WHAT YOU NEED TO DO:
Search the material and gather each line with "that" in it.

— start THE INPUT —

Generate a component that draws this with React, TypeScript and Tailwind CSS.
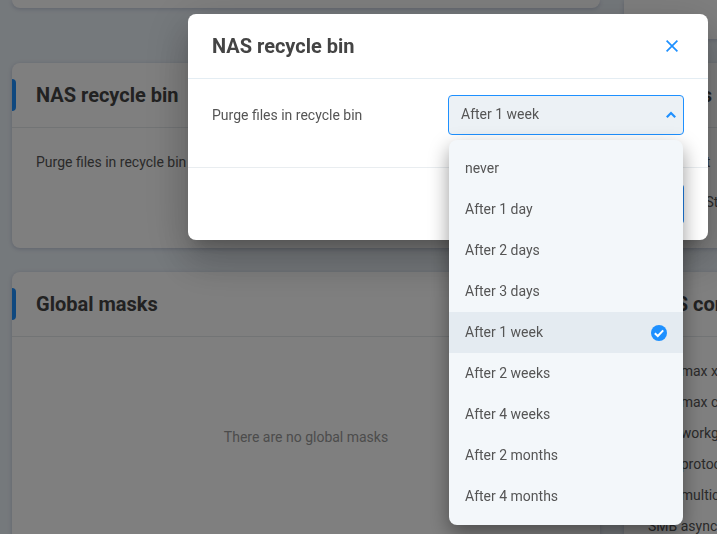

— end THE INPUT —
— start THE INPUT —

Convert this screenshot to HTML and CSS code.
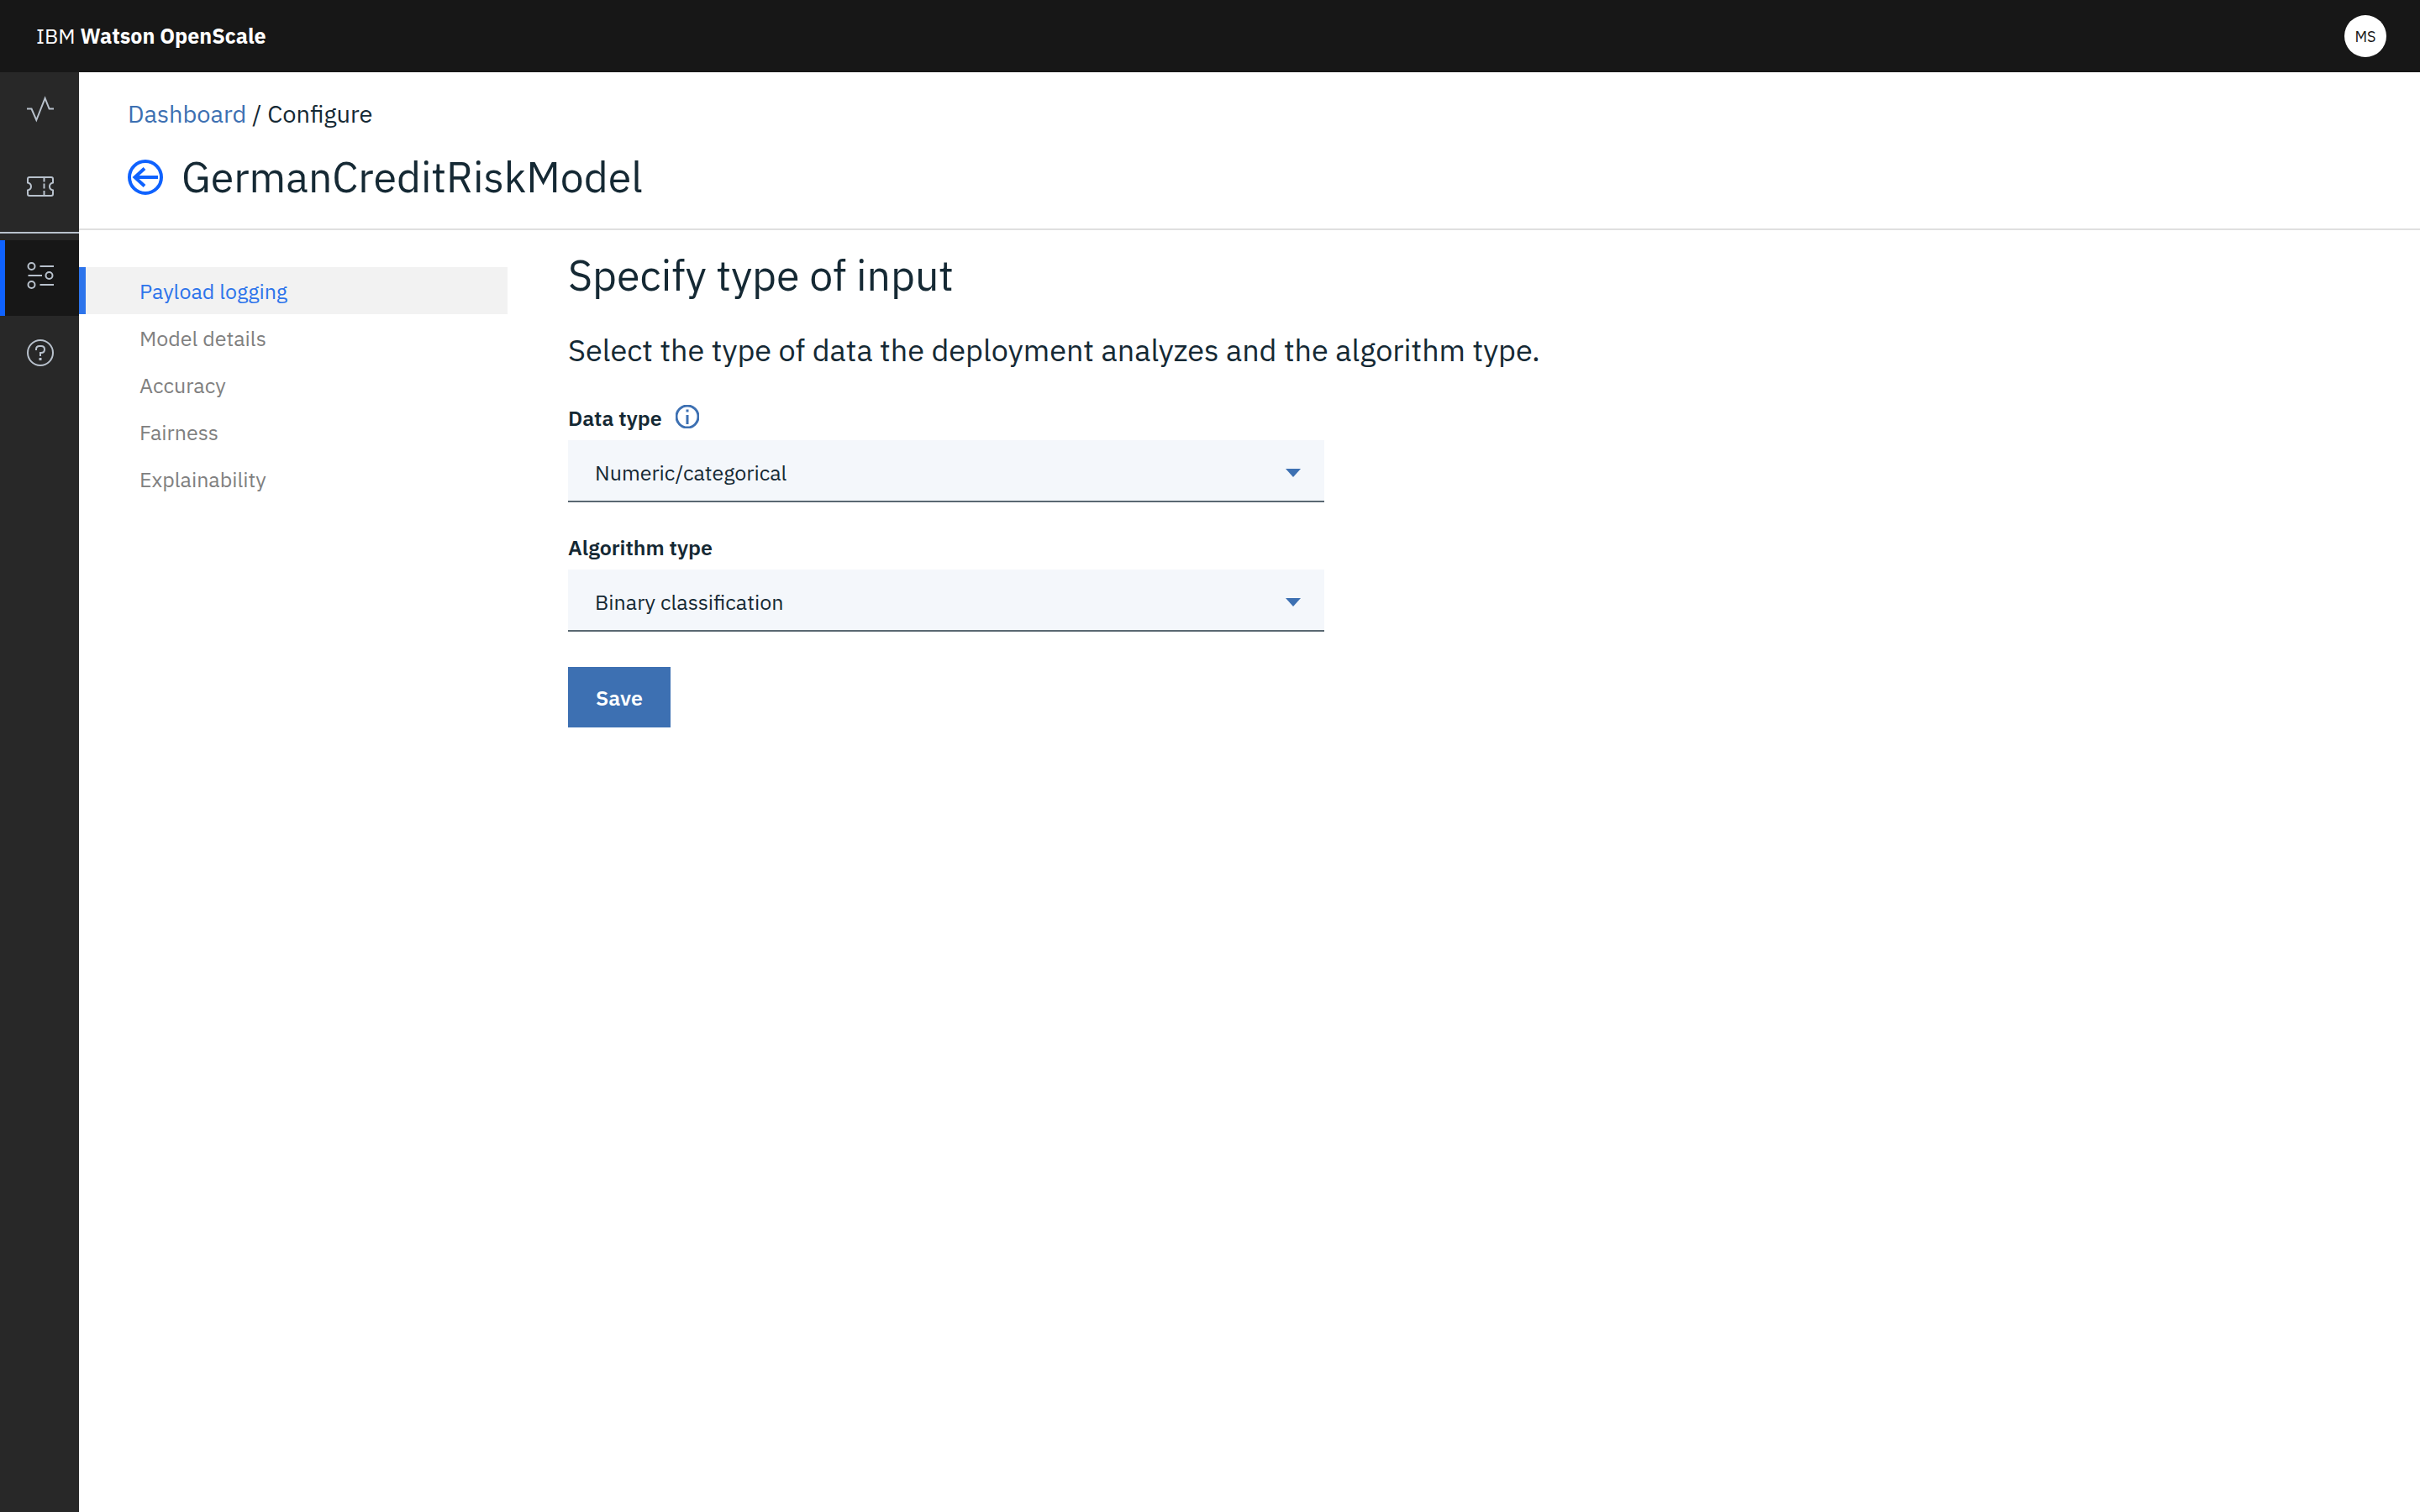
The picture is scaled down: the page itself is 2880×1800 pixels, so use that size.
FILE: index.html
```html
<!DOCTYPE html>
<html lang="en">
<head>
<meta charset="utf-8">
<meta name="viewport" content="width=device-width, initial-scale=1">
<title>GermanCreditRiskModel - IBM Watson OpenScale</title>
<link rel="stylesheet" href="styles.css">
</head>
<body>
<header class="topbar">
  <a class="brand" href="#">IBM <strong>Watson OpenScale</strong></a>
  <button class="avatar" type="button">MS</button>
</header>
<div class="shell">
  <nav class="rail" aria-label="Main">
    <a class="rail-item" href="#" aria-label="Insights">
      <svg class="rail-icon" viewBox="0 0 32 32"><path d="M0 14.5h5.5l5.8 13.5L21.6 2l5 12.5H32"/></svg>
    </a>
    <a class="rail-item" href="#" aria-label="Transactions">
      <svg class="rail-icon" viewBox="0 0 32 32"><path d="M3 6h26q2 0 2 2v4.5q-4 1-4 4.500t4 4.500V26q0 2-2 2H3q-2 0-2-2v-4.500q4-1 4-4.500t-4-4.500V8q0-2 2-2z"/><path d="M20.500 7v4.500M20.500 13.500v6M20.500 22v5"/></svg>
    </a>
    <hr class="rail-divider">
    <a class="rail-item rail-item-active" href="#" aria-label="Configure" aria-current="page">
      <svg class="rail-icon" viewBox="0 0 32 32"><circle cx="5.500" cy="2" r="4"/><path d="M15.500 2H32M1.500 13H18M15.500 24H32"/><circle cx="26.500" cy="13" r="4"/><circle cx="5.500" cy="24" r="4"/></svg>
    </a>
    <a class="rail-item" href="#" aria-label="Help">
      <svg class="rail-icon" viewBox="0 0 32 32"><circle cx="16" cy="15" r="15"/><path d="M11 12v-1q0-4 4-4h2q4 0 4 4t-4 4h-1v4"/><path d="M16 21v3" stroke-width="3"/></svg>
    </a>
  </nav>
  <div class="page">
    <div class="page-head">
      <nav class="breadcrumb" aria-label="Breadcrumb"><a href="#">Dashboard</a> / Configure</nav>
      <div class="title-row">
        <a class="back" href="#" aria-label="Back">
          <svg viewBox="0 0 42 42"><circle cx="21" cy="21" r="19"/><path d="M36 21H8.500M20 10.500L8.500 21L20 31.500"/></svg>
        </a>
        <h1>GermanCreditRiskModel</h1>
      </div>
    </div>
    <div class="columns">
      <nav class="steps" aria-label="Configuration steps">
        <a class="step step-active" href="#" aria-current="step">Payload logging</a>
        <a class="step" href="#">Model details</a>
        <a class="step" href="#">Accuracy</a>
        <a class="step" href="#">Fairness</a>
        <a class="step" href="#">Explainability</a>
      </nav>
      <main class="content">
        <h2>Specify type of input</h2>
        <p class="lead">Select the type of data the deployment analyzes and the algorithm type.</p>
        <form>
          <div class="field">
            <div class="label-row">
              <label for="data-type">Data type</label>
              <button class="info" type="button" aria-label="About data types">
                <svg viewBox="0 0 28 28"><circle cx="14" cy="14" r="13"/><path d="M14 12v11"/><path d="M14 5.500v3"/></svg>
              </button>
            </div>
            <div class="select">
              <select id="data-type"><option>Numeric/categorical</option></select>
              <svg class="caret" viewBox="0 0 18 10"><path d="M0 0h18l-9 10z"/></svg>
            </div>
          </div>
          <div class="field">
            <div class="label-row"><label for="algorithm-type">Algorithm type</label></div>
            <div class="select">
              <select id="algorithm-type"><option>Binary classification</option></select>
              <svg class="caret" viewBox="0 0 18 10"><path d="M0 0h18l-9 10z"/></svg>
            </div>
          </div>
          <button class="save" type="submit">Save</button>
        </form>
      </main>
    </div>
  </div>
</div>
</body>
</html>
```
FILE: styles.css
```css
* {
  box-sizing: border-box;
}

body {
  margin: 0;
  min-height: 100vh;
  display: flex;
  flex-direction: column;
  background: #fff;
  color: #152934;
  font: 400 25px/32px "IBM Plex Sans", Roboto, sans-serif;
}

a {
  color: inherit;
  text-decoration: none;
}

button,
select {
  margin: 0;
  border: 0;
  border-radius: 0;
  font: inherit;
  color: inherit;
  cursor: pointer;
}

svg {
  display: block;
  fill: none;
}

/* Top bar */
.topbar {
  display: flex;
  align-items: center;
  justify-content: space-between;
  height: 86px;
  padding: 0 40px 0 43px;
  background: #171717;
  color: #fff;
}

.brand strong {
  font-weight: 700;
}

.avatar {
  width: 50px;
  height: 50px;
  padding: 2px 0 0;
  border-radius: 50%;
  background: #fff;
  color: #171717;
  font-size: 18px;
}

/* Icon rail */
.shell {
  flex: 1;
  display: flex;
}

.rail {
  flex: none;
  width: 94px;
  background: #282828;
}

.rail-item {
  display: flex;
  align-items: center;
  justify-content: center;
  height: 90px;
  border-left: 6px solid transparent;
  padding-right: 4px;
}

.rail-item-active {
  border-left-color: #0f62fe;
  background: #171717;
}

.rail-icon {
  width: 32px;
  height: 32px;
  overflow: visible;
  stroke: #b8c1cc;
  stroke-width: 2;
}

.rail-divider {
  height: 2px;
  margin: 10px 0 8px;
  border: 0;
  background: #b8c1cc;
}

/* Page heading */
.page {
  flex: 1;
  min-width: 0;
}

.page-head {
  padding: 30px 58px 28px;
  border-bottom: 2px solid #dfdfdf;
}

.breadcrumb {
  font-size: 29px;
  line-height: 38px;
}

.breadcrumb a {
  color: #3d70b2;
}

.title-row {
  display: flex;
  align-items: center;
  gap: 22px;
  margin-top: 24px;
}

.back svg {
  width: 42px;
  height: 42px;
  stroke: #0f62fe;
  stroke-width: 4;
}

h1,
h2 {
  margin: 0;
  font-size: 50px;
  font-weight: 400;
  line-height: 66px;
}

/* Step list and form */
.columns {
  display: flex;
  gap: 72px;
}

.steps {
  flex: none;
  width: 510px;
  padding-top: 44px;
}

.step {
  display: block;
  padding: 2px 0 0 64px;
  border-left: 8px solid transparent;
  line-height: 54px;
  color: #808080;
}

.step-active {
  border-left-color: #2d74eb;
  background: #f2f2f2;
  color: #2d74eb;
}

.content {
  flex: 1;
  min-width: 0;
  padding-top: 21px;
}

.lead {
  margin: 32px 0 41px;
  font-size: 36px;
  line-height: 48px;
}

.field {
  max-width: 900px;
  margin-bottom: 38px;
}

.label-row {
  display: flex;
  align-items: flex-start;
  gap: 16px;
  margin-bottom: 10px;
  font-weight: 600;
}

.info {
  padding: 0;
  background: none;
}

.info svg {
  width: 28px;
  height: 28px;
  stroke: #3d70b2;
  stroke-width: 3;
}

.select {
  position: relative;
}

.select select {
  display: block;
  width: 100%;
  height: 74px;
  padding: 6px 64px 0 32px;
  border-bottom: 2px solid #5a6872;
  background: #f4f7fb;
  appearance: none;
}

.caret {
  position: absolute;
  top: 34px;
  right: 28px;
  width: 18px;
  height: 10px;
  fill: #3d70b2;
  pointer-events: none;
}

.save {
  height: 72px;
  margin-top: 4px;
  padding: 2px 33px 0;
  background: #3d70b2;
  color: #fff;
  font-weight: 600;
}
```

— end THE INPUT —

EXERCISE RESPONSE:
Generate a component that draws this with React, TypeScript and Tailwind CSS.
The picture is scaled down: the page itself is 2880×1800 pixels, so use that size.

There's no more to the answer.